Goal
With the pictures left out, copy the listing below exactly.

★ ★ ★ ★

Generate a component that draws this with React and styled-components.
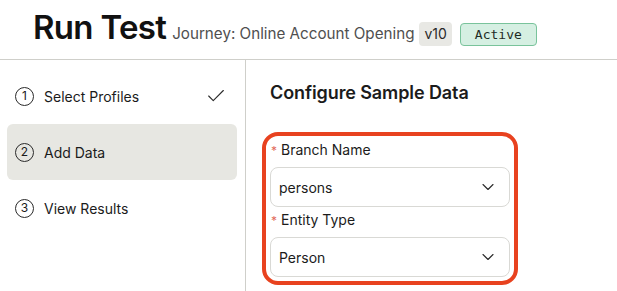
import styled, { createGlobalStyle } from "styled-components";
import { Check, ChevronDown } from "lucide-react";

const GlobalStyle = createGlobalStyle`
  html, body {
    margin: 0;
    padding: 0;
    background: #fff;
  }
  body {
    font-family: "Inter", "Noto Sans", sans-serif;
    color: #1b1b1b;
  }
  #root {
    min-height: 100vh;
  }
`;

const Page = styled.div`
  display: flex;
  flex-direction: column;
  min-height: 100vh;
`;

const Header = styled.header`
  display: flex;
  align-items: baseline;
  height: 60px;
  box-sizing: border-box;
  padding: 11px 0 0 33px;
  border-bottom: 1px solid #cfcfca;
`;

const Title = styled.h1`
  margin: 0;
  font-size: 33px;
  line-height: 1;
  font-weight: 600;
  letter-spacing: -0.7px;
  color: #111;
`;

const Journey = styled.span`
  margin-left: 6px;
  font-size: 15.2px;
  color: #4f4f4f;
`;

const Version = styled.span`
  margin-left: 5px;
  padding: 4px 5px;
  font-size: 14px;
  line-height: 16px;
  border-radius: 4px;
  background: #e8e8e4;
  color: #2a2a2a;
`;

const Status = styled.span`
  margin-left: 8px;
  padding: 3px 14px;
  font-family: "DejaVu Sans Mono", "Liberation Mono", monospace;
  font-size: 13px;
  line-height: 15px;
  border-radius: 4px;
  border: 1px solid #79c39b;
  background: #d5efe2;
  color: #1e2b24;
`;

const Body = styled.div`
  display: flex;
  flex: 1;
`;

const Sidebar = styled.nav`
  width: 246px;
  box-sizing: border-box;
  padding: 8px 8px 8px 7px;
  border-right: 1px solid #cfcfca;
  display: flex;
  flex-direction: column;
`;

const Step = styled.div`
  display: flex;
  align-items: center;
  height: 56px;
  padding: 0 10px 0 8px;
  border-radius: 6px;
  background: ${(p) => (p.$active ? "#e7e7e2" : "transparent")};
  font-size: 14px;
  color: #1b1b1b;
`;

const StepNumber = styled.span`
  width: 17px;
  height: 17px;
  border: 1px solid #2a2a2a;
  border-radius: 50%;
  display: flex;
  align-items: center;
  justify-content: center;
  font-size: 12px;
  line-height: 1;
  margin-right: 10px;
`;

const StepLabel = styled.span`
  flex: 1;
`;

const Main = styled.main`
  flex: 1;
  padding: 21px 24px 0;
`;

const SectionTitle = styled.h2`
  margin: 0 0 35px;
  font-size: 18px;
  line-height: 24px;
  font-weight: 600;
  letter-spacing: -0.1px;
  color: #1b1b1b;
`;

const Form = styled.div`
  width: 240px;
  border-radius: 8px;
  outline: ${(p) => (p.$highlight ? "4px solid #e8421f" : "none")};
  outline-offset: 4px;
`;

const Field = styled.div`
  display: flex;
  flex-direction: column;
  & + & {
    margin-top: 3px;
  }
`;

const Label = styled.label`
  font-size: 14px;
  line-height: 20px;
  margin-bottom: 6px;
  padding-left: 1px;
  color: #1b1b1b;
`;

const Required = styled.span`
  color: #e26a5c;
  font-size: 12px;
  margin-right: 4px;
`;

const Select = styled.div`
  height: 40px;
  box-sizing: border-box;
  display: flex;
  align-items: center;
  justify-content: space-between;
  padding: 0 11px 0 8px;
  border: 1px solid #d9d9d5;
  border-radius: 8px;
  background: #fff;
  font-size: 14px;
  color: #1b1b1b;
`;

const steps = [
  { n: 1, label: "Select Profiles", done: true },
  { n: 2, label: "Add Data", active: true },
  { n: 3, label: "View Results" },
];

const fields = [
  { label: "Branch Name", value: "persons" },
  { label: "Entity Type", value: "Person" },
];

export default function App() {
  return (
    <Page>
      <GlobalStyle />
      <Header>
        <Title>Run Test</Title>
        <Journey>Journey: Online Account Opening</Journey>
        <Version>v10</Version>
        <Status>Active</Status>
      </Header>
      <Body>
        <Sidebar>
          {steps.map((s) => (
            <Step key={s.n} $active={s.active}>
              <StepNumber>{s.n}</StepNumber>
              <StepLabel>{s.label}</StepLabel>
              {s.done && <Check size={22} strokeWidth={1.2} color="#2a2a2a" />}
            </Step>
          ))}
        </Sidebar>
        <Main>
          <SectionTitle>Configure Sample Data</SectionTitle>
          <Form $highlight>
            {fields.map((f) => (
              <Field key={f.label}>
                <Label>
                  <Required>*</Required>
                  {f.label}
                </Label>
                <Select>
                  <span>{f.value}</span>
                  <ChevronDown size={20} strokeWidth={1.3} color="#2a2a2a" />
                </Select>
              </Field>
            ))}
          </Form>
        </Main>
      </Body>
    </Page>
  );
}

★ ★ ★ ★

The solution
Generate a component that draws this with React and styled-components.
import styled, { createGlobalStyle } from "styled-components";
import { Check, ChevronDown } from "lucide-react";

const GlobalStyle = createGlobalStyle`
  html, body {
    margin: 0;
    padding: 0;
    background: #fff;
  }
  body {
    font-family: "Inter", "Noto Sans", sans-serif;
    color: #1b1b1b;
  }
  #root {
    min-height: 100vh;
  }
`;

const Page = styled.div`
  display: flex;
  flex-direction: column;
  min-height: 100vh;
`;

const Header = styled.header`
  display: flex;
  align-items: baseline;
  height: 60px;
  box-sizing: border-box;
  padding: 11px 0 0 33px;
  border-bottom: 1px solid #cfcfca;
`;

const Title = styled.h1`
  margin: 0;
  font-size: 33px;
  line-height: 1;
  font-weight: 600;
  letter-spacing: -0.7px;
  color: #111;
`;

const Journey = styled.span`
  margin-left: 6px;
  font-size: 15.2px;
  color: #4f4f4f;
`;

const Version = styled.span`
  margin-left: 5px;
  padding: 4px 5px;
  font-size: 14px;
  line-height: 16px;
  border-radius: 4px;
  background: #e8e8e4;
  color: #2a2a2a;
`;

const Status = styled.span`
  margin-left: 8px;
  padding: 3px 14px;
  font-family: "DejaVu Sans Mono", "Liberation Mono", monospace;
  font-size: 13px;
  line-height: 15px;
  border-radius: 4px;
  border: 1px solid #79c39b;
  background: #d5efe2;
  color: #1e2b24;
`;

const Body = styled.div`
  display: flex;
  flex: 1;
`;

const Sidebar = styled.nav`
  width: 246px;
  box-sizing: border-box;
  padding: 8px 8px 8px 7px;
  border-right: 1px solid #cfcfca;
  display: flex;
  flex-direction: column;
`;

const Step = styled.div`
  display: flex;
  align-items: center;
  height: 56px;
  padding: 0 10px 0 8px;
  border-radius: 6px;
  background: ${(p) => (p.$active ? "#e7e7e2" : "transparent")};
  font-size: 14px;
  color: #1b1b1b;
`;

const StepNumber = styled.span`
  width: 17px;
  height: 17px;
  border: 1px solid #2a2a2a;
  border-radius: 50%;
  display: flex;
  align-items: center;
  justify-content: center;
  font-size: 12px;
  line-height: 1;
  margin-right: 10px;
`;

const StepLabel = styled.span`
  flex: 1;
`;

const Main = styled.main`
  flex: 1;
  padding: 21px 24px 0;
`;

const SectionTitle = styled.h2`
  margin: 0 0 35px;
  font-size: 18px;
  line-height: 24px;
  font-weight: 600;
  letter-spacing: -0.1px;
  color: #1b1b1b;
`;

const Form = styled.div`
  width: 240px;
  border-radius: 8px;
  outline: ${(p) => (p.$highlight ? "4px solid #e8421f" : "none")};
  outline-offset: 4px;
`;

const Field = styled.div`
  display: flex;
  flex-direction: column;
  & + & {
    margin-top: 3px;
  }
`;

const Label = styled.label`
  font-size: 14px;
  line-height: 20px;
  margin-bottom: 6px;
  padding-left: 1px;
  color: #1b1b1b;
`;

const Required = styled.span`
  color: #e26a5c;
  font-size: 12px;
  margin-right: 4px;
`;

const Select = styled.div`
  height: 40px;
  box-sizing: border-box;
  display: flex;
  align-items: center;
  justify-content: space-between;
  padding: 0 11px 0 8px;
  border: 1px solid #d9d9d5;
  border-radius: 8px;
  background: #fff;
  font-size: 14px;
  color: #1b1b1b;
`;

const steps = [
  { n: 1, label: "Select Profiles", done: true },
  { n: 2, label: "Add Data", active: true },
  { n: 3, label: "View Results" },
];

const fields = [
  { label: "Branch Name", value: "persons" },
  { label: "Entity Type", value: "Person" },
];

export default function App() {
  return (
    <Page>
      <GlobalStyle />
      <Header>
        <Title>Run Test</Title>
        <Journey>Journey: Online Account Opening</Journey>
        <Version>v10</Version>
        <Status>Active</Status>
      </Header>
      <Body>
        <Sidebar>
          {steps.map((s) => (
            <Step key={s.n} $active={s.active}>
              <StepNumber>{s.n}</StepNumber>
              <StepLabel>{s.label}</StepLabel>
              {s.done && <Check size={22} strokeWidth={1.2} color="#2a2a2a" />}
            </Step>
          ))}
        </Sidebar>
        <Main>
          <SectionTitle>Configure Sample Data</SectionTitle>
          <Form $highlight>
            {fields.map((f) => (
              <Field key={f.label}>
                <Label>
                  <Required>*</Required>
                  {f.label}
                </Label>
                <Select>
                  <span>{f.value}</span>
                  <ChevronDown size={20} strokeWidth={1.3} color="#2a2a2a" />
                </Select>
              </Field>
            ))}
          </Form>
        </Main>
      </Body>
    </Page>
  );
}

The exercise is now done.